Inside Fungi Ally, Hadley’s Mushroom Cultivation Center

MassLive, July 28th, 2016, by Diane Lederman. Willie Crosby was growing mushrooms in two houses and at a farm on West Street — but he was running out of room.

So, in September, he moved into 2,500 square feet of space at a former produce depot at 311 River Road in North Hadley.

He fell into the space at the right moment, the 26-year-old said.

Now his business, Fungi Ally — with the help of a $10,000 grant earlier this year from the state Department of Agricultural Resources‘ Matching Enterprise Grants for Agriculture Program — is ready to go from growing and selling 150 pounds of mushrooms a week to 400.

This week, local retailers and representatives from Community Involved in Sustaining Agriculture toured the new facility to learn more about the operation — and to consider selling Crosby’s mushrooms.

The agency organizes these tours periodically to help merge the worlds of its members and potential customers, and “to talk directly to the growers about growing food,” said CISA program associate Brian Snell.

Crosby, a 2012 graduate of the University of Massachusetts said he “made a right-hand turn into agriculture” while studying turf grass management.

He worked at the UMass farm in South Deerfield and at Simple Gifts Farm in North Amherst. When he realized there were “a lot of experienced” vegetable farmers, he decided to pursue a different route — and found mushrooms.

Since he launched his business, he said, more people are interested in eating and selling his crop.

He described the field of mycology — studying and observing fungi — as “becoming more mainstream.” He said there’s less mycophobia — the fear of or aversion to mushrooms — and that people “realize they can be beneficial.”

Crosby grows shiitake mushrooms, which are grown in blocks, and oyster and lion’s mane mushrooms, which are grown in bags of sawdust and cottonseed hull. Lion’s mane, he said, are a furry type of mushroom that people often want to pet.

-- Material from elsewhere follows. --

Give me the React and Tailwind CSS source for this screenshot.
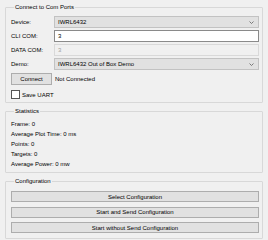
import { useState } from 'react'

const stats = [
  'Frame: 0',
  'Average Plot Time: 0 ms',
  'Points: 0',
  'Targets: 0',
  'Average Power: 0 mw',
]

function Chevron() {
  return (
    <svg width="5" height="3" viewBox="0 0 5 3" className="shrink-0">
      <polyline points="0.5,0.5 2.5,2.5 4.5,0.5" fill="none" stroke="#606060" strokeWidth="0.8" />
    </svg>
  )
}

function Combo({ value }) {
  return (
    <div className="flex-1 h-[12px] flex items-center justify-between pl-[3px] pr-[4px] bg-[#e1e1e1] border border-[#c2c2c2]">
      <span>{value}</span>
      <Chevron />
    </div>
  )
}

function Row({ label, children }) {
  return (
    <div className="flex items-center">
      <div className="w-[43px] shrink-0">{label}</div>
      {children}
    </div>
  )
}

function Group({ title, className = '', children }) {
  return (
    <fieldset className={`ml-[5px] w-[258px] border border-[#d8d8d8] rounded-[1px] pl-[5px] pr-[3px] ${className}`}>
      <legend className="ml-[3px] px-[1px] leading-[8px]">{title}</legend>
      {children}
    </fieldset>
  )
}

export default function App() {
  const [saveUart, setSaveUart] = useState(false)

  return (
    <div className="w-[268px] h-[240px] overflow-hidden bg-[#f0f0f0] pt-[3px] text-[6px] leading-[10px] text-black font-['Liberation_Sans',Arial,sans-serif]">
      <Group title="Connect to Com Ports" className="pt-[5px] pb-[3px]">
        <div className="flex flex-col gap-[2px]">
          <Row label="Device:">
            <Combo value="IWRL6432" />
          </Row>
          <Row label="CLI COM:">
            <div className="flex-1 h-[12px] flex items-center pl-[3px] bg-white border border-[#8a8a8a]">3</div>
          </Row>
          <Row label="DATA COM:">
            <div className="flex-1 h-[12px] flex items-center pl-[3px] bg-[#f0f0f0] border border-[#d9d9d9] text-[#a0a0a0]">3</div>
          </Row>
          <Row label="Demo:">
            <Combo value="IWRL6432 Out of Box Demo" />
          </Row>
        </div>
        <div className="mt-[3px] flex items-center gap-[3px]">
          <button className="w-[41px] h-[12px] flex items-center justify-center bg-[#e1e1e1] border border-[#adadad]">Connect</button>
          <span>Not Connected</span>
        </div>
        <label className="mt-[5px] h-[9px] flex items-center gap-[2px]">
          <span
            className="w-[9px] h-[9px] border border-[#555555] bg-white flex items-center justify-center"
            onClick={() => setSaveUart(!saveUart)}
          >
            {saveUart && <span className="w-[5px] h-[5px] bg-[#333333]" />}
          </span>
          <span>Save UART</span>
        </label>
      </Group>

      <Group title="Statistics" className="mt-[4px] pt-[4px] pb-[3px]">
        {stats.map(s => (
          <div key={s} className="h-[10px] flex items-center">{s}</div>
        ))}
      </Group>

      <Group title="Configuration" className="mt-[4px] pt-[6px] pb-[5px]">
        <div className="flex flex-col gap-[4.5px]">
          {['Select Configuration', 'Start and Send Configuration', 'Start without Send Configuration'].map(b => (
            <button key={b} className="w-full h-[11px] flex items-center justify-center bg-[#e1e1e1] border border-[#adadad]">{b}</button>
          ))}
        </div>
      </Group>
    </div>
  )
}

He will soon be selling mushroom tincture as well, for what he said are its health properties.

The fungi take anywhere from two to four months to grow to the “fruiting” stage, when they become mushrooms.

He said the growing process is labor intensive — but he loves it.

“I look forward to innoculating in the lab,” he said. “It’s really fun. And the harvesting. Seeing that whole process is really cool.”

He has two part-time workers who help now.

Currently he sells mushrooms to grocers such as River Valley Market in Northampton, Green Fields Market in Greenfield, and Atkins Farm in Amherst, among others.

He also attends the weekly Amherst Farmer’s Market.

He sells the shiitake blocks for people to cultivate mushrooms at home, and offers classes on growing mushrooms.

Kevin Burt of North Hadley Sugar Shack decided to meet Crosby and attend the tour. He’s the shack’s sales and marketing specialist and was thinking of adding the mushrooms to the market.

He said most people think of the shack only as a place to go for maple syrup — but, they sell all kinds off fresh produce and meats.

He thinks selling “new, innovative” products like Crosby’s mushrooms will help differentiate his market from others.

At the end of the tour, Crosby was happy.

“It went very well (with) potentially new customers,” he said, adding that he was happy to show CISA what Fungi Ally does as well.

“They’re a resource,” he said of the organization.